Since 2013 World Vision has been running seven DFID-funded “beneficiary feedback mechanism” experiments in health programmes in India and Africa with local partners. Earlier this month World Vision convened a highly informative day-long learning event in London where about 50 practitioners from across the globe discussed the experiments, aided by high quality documentation in video, written and slide presentation forms. This is exactly the kind of feedback practice literature that we need as Constituent Voice emerges as a practice distinct from traditional M&E.
It was great to see the strong agreement around recommended good practices between our Constituent Voice methodology (Fig 1.) and these experiments (Fig 2.).
Links to the two main presentations at the learning event are here and here.
Case studies from each of the pilots can be accessed here.
An informative and well-executed short video introduction can be viewed on YouTube or on the BFM pilot website.
For those who want to be part of regular practitioner exchanges on Constituent Voice, there are three different groups that continue to take up these themes.
Virtually: Linked-in – Following the success of the learning event, World Vision invites you to a new Linked-in Group called ‘Feedback Mechanisms in Aid and Development’ – https://www.linkedin.com/groups/7053295.

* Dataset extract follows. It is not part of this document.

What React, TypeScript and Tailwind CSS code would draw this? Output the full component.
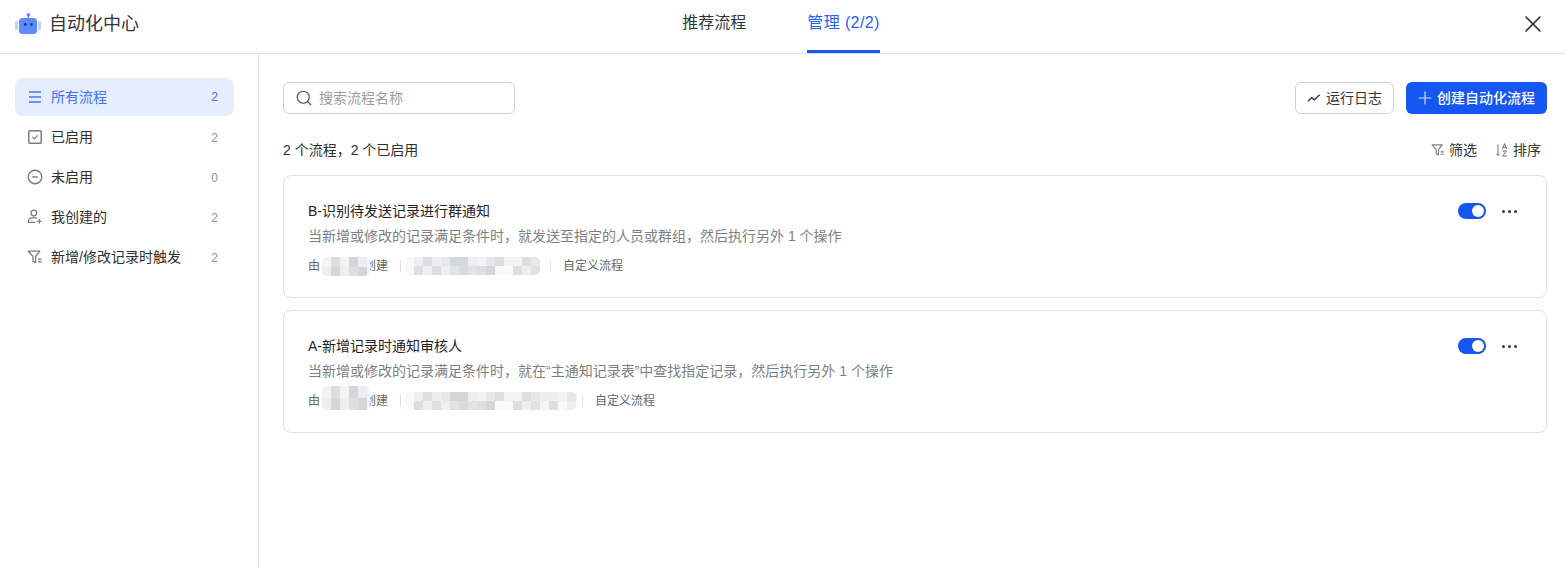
import { Search, Plus, X } from "lucide-react";

const font = "font-['Liberation_Sans','Noto_Sans_CJK_SC',sans-serif]";

function RobotLogo() {
  return (
    <svg width="26" height="22" viewBox="0 0 26 22" fill="none">
      <circle cx="13.3" cy="1.8" r="1.8" fill="#5B8CFF" />
      <rect x="12.6" y="2" width="1.4" height="4" fill="#5B8CFF" />
      <rect x="0" y="8" width="3" height="9" rx="1.5" fill="#BFD2FF" />
      <rect x="23" y="8" width="3" height="9" rx="1.5" fill="#BFD2FF" />
      <rect x="4" y="5" width="18" height="16" rx="3.5" fill="#5B8CFF" />
      <circle cx="10.3" cy="11.5" r="1.4" fill="#1F3B80" />
      <circle cx="16.5" cy="11.5" r="1.4" fill="#1F3B80" />
    </svg>
  );
}

function MenuIcon() {
  return (
    <svg width="16" height="16" viewBox="0 0 16 16" fill="none" stroke="#3f73f0" strokeWidth="1.7">
      <path d="M2 3h12M2 8h12M2 13h12" />
    </svg>
  );
}

function CheckBoxIcon() {
  return (
    <svg width="16" height="16" viewBox="0 0 16 16" fill="none" stroke="#7a7c82" strokeWidth="1.5">
      <rect x="1.8" y="1.8" width="12.4" height="12.4" rx="1" />
      <path d="M5.4 8l2 2 3.3-3.6" strokeWidth="1.2" />
    </svg>
  );
}

function MinusCircleIcon() {
  return (
    <svg width="16" height="16" viewBox="0 0 16 16" fill="none" stroke="#7a7c82" strokeWidth="1.4">
      <circle cx="8" cy="8" r="6.8" />
      <path d="M5.2 8h5.6" />
    </svg>
  );
}

function UserPlusIcon() {
  return (
    <svg width="16" height="16" viewBox="0 0 16 16" fill="none" stroke="#7a7c82" strokeWidth="1.3">
      <circle cx="6.8" cy="4" r="2.8" />
      <path d="M9.8 9.2C8.9 8.9 7.9 8.7 6.8 8.7c-3 0-5.4 1.4-5.4 3.2v1.5h7" />
      <path d="M12.4 10.2v4.4M10.2 12.4h4.4" />
    </svg>
  );
}

function FilterIcon({ size = 16 }: { size?: number }) {
  return (
    <svg width={size} height={size} viewBox="0 0 16 16" fill="none" stroke="#7a7c82" strokeWidth="1.3">
      <path d="M1.2 2.2h11.6L8.6 7.4v6.2L6 12.2V7.4z" strokeLinejoin="round" />
      <path d="M11 10.2h3.8M11 12.8h3.8" />
    </svg>
  );
}

function SortIcon() {
  return (
    <svg width="14" height="16" viewBox="0 0 14 16" fill="none" stroke="#6B6F76" strokeWidth="1">
      <path d="M3 2.5v11M1.2 11.7L3 13.5l1.8-1.8" />
      <path d="M7.4 7.2l2.2-5.6 2.2 5.6M8.2 5.4h2.8" />
      <path d="M7.6 9h3.9l-3.9 5h4.1" />
    </svg>
  );
}

function TrendIcon() {
  return (
    <svg width="14" height="14" viewBox="0 0 14 14" fill="none" stroke="#33363B" strokeWidth="1.4">
      <path d="M1 10.2l3.6-3.6 2.8 2.2 5.2-5" />
    </svg>
  );
}

const menuItems = [
  { label: "所有流程", count: 2, icon: <MenuIcon />, active: true },
  { label: "已启用", count: 2, icon: <CheckBoxIcon /> },
  { label: "未启用", count: 0, icon: <MinusCircleIcon /> },
  { label: "我创建的", count: 2, icon: <UserPlusIcon /> },
  { label: "新增/修改记录时触发", count: 2, icon: <FilterIcon /> },
];

const tones = [
  "bg-[#eeeef0]", "bg-[#dddee0]", "bg-[#f3f3f4]", "bg-[#d5d6d9]", "bg-[#e8e8ea]",
  "bg-[#e1e2e4]", "bg-[#f9f9f9]", "bg-[#d9dadc]",
];

// blurred-out names in the meta line; cells fill column by column
function Mosaic({ cells, className }: { cells: number[]; className: string }) {
  return (
    <div className={`grid grid-flow-col auto-cols-[9px] overflow-hidden rounded-[5px] ${className}`}>
      {cells.map((c, i) => (
        <div key={i} className={tones[c]} />
      ))}
    </div>
  );
}

const shortCells = [2, 0, 1, 3, 2, 0, 3, 1, 0, 3, 2, 2];
const longCells = [
  6, 6, 0, 1, 1, 0, 0, 1, 4, 0, 3, 5, 3, 7, 0, 5, 2, 1, 4, 3,
  1, 6, 2, 6, 2, 1, 1, 0, 4, 5, 0, 2, 0, 1, 2, 6, 4, 0, 2, 2,
];

function FlowCard({
  title,
  desc,
  nameClass,
  longClass,
}: {
  title: string;
  desc: string;
  nameClass: string;
  longClass: string;
}) {
  return (
    <div className="flex h-[123px] justify-between rounded-[8px] border border-[#dedfe1] bg-white pl-6 pr-[29px] pt-[26px]">
      <div>
        <div className="text-[14px] leading-[18px] text-[#1f2329]">{title}</div>
        <div className="mt-[7px] text-[14px] leading-[18px] text-[#7c7f85]">{desc}</div>
        <div className="mt-3 flex items-center text-[12px] leading-[18px] text-[#63666b]">
          <span>由</span>
          <div className="relative h-[18px] w-11">
            <Mosaic cells={shortCells} className={`absolute left-[2px] z-10 w-12 ${nameClass}`} />
          </div>
          <span>创建</span>
          <div className="ml-3 h-3 w-px bg-[#dedfe1]" />
          <Mosaic cells={longCells} className={`ml-1 h-[18px] grid-rows-[9px_9px] ${longClass}`} />
          <div className="h-3 w-px bg-[#e6e7e9]" />
          <span className="ml-3">自定义流程</span>
        </div>
      </div>
      <div className="mt-[1px] flex h-4 items-center gap-4">
        <div className="flex h-4 w-7 items-center justify-end rounded-full bg-[#1557f0] pr-[2px]">
          <div className="h-3 w-3 rounded-full bg-white" />
        </div>
        <div className="flex w-[15px] justify-between">
          <div className="h-[3px] w-[3px] rounded-full bg-[#33363b]" />
          <div className="h-[3px] w-[3px] rounded-full bg-[#33363b]" />
          <div className="h-[3px] w-[3px] rounded-full bg-[#33363b]" />
        </div>
      </div>
    </div>
  );
}

export default function App() {
  return (
    <div className={`flex h-[568px] flex-col overflow-hidden bg-white ${font}`}>
      <header className="grid h-[54px] shrink-0 grid-cols-[1fr_auto_1fr] border-b border-[#dfe0e2]">
        <div className="flex items-center gap-2 pb-[5px] pl-[15px]">
          <RobotLogo />
          <span className="text-[18px] text-[#33363b]">自动化中心</span>
        </div>
        <div className="flex gap-[61px] pr-[3px]">
          <div className="flex h-[53px] items-start pt-[12px] text-[16px] leading-[22px] text-[#33363b]">推荐流程</div>
          <div className="flex h-[53px] items-start border-b-[3px] border-[#1557f0] pt-[12px] text-[16px] leading-[22px] tracking-[0.4px] text-[#1f63f0]">
            管理 (2/2)
          </div>
        </div>
        <div className="flex items-center justify-end pb-[5px] pr-[18px]">
          <X size={28} strokeWidth={1.4} className="text-[#2b2e33]" />
        </div>
      </header>

      <div className="flex min-h-0 flex-1">
        <aside className="flex w-[259px] shrink-0 flex-col gap-[2px] border-r border-[#dfe0e2] pl-[15px] pr-6 pt-6">
          {menuItems.map((item) => (
            <div
              key={item.label}
              className={`flex h-[38px] items-center rounded-[8px] pl-3 pr-4 ${item.active ? "bg-[#e6edfc]" : ""}`}
            >
              <div className="flex w-4 justify-center">{item.icon}</div>
              <span className={`ml-2 flex-1 text-[14px] ${item.active ? "text-[#3f73f0]" : "text-[#2b2e33]"}`}>
                {item.label}
              </span>
              <span className={`text-[12px] ${item.active ? "text-[#3f73f0]" : "mt-[1px] text-[#8f9298]"}`}>
                {item.count}
              </span>
            </div>
          ))}
        </aside>

        <main className="min-w-0 flex-1 pl-6 pr-[18px] pt-7">
          <div className="flex items-center justify-between">
            <div className="flex h-8 w-[232px] items-center gap-[6px] rounded-[6px] border border-[#cfd0d3] pl-[11px]">
              <Search size={18} strokeWidth={1.6} className="text-[#55585d]" />
              <span className="text-[14px] text-[#9a9da2]">搜索流程名称</span>
            </div>
            <div className="flex gap-3">
              <div className="flex h-8 w-[99px] items-center justify-center gap-[5px] rounded-[6px] border border-[#cfd0d3] text-[14px] text-[#33363b]">
                <TrendIcon />
                运行日志
              </div>
              <div className="flex h-8 w-[141px] items-center gap-[2px] rounded-[6px] bg-[#1557f0] pl-[9px] text-[14px] font-medium text-white">
                <Plus size={20} strokeWidth={1.4} className="text-[#d5e1fd]" />
                创建自动化流程
              </div>
            </div>
          </div>

          <div className="mt-[27px] flex h-[18px] items-center justify-between pr-[6px] text-[14px] text-[#2b2e33]">
            <span>2 个流程，2 个已启用</span>
            <div className="flex items-center gap-[18px] text-[#33363b]">
              <span className="flex items-center gap-1">
                <FilterIcon size={14} />
                筛选
              </span>
              <span className="flex items-center gap-1">
                <SortIcon />
                排序
              </span>
            </div>
          </div>

          <div className="mt-4 flex flex-col gap-3">
            <FlowCard
              title="B-识别待发送记录进行群通知"
              desc="当新增或修改的记录满足条件时，就发送至指定的人员或群组，然后执行另外 1 个操作"
              nameClass="top-0 h-[19px] grid-rows-[10px_9px]"
              longClass="mr-[10px] w-[135px]"
            />
            <FlowCard
              title="A-新增记录时通知审核人"
              desc="当新增或修改的记录满足条件时，就在“主通知记录表”中查找指定记录，然后执行另外 1 个操作"
              nameClass="-top-[6px] h-6 grid-rows-[12px_12px]"
              longClass="mr-[5px] w-[172px]"
            />
          </div>
        </main>
      </div>
    </div>
  );
}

In London: Bond Beneficiary Feedback Learning Group – The Beneficiary Feedback Learning Group serves as a platform for discussion and for sharing experience of gathering, analysing, and responding to feedback from community members. One may contact co-chairs Isabella Jean – ijean(at)cdacollaborative.org, David Jones – djones(at)bond.org.uk and Carla Benham – carla.benham(at)worldvision.org.uk.
Feedback Labs – Keystone hosts collaborative brainstorm sessions every 6 to 8 weeks to help an organization wrestle with a challenge related to feedback loops. World Vision will be presenting on this set of experiments at the next meeting on May 10, 2016. Please contact Ilva Letoja to learn more – ilva(at)keystoneaccountability.org.
Cautionary tale
One story from the learning event struck me forcibly. The photo on the left depicts a “success” from the project. The arrow points to a shelter built for waiting mothers at a rural antenatal clinic in Ethiopia. Feedback surveys revealed that patients were failing to attend the clinic to avoid waiting in the broiling sun. It is terrific that the health post responded to the surveys and created the shelters. Absolutely. But it begs the question why a survey was needed for this in the first place. Why does it require a survey to do something so obvious? What does one say about a health system that does not afford the authority to those it employs to exercise the basic humanity that they would have mastered in their homes by age six? I hope that this particular beneficiary feedback mechanism occasioned some reflections along those lines. For sure, I expect there were some jokes among the staff about it!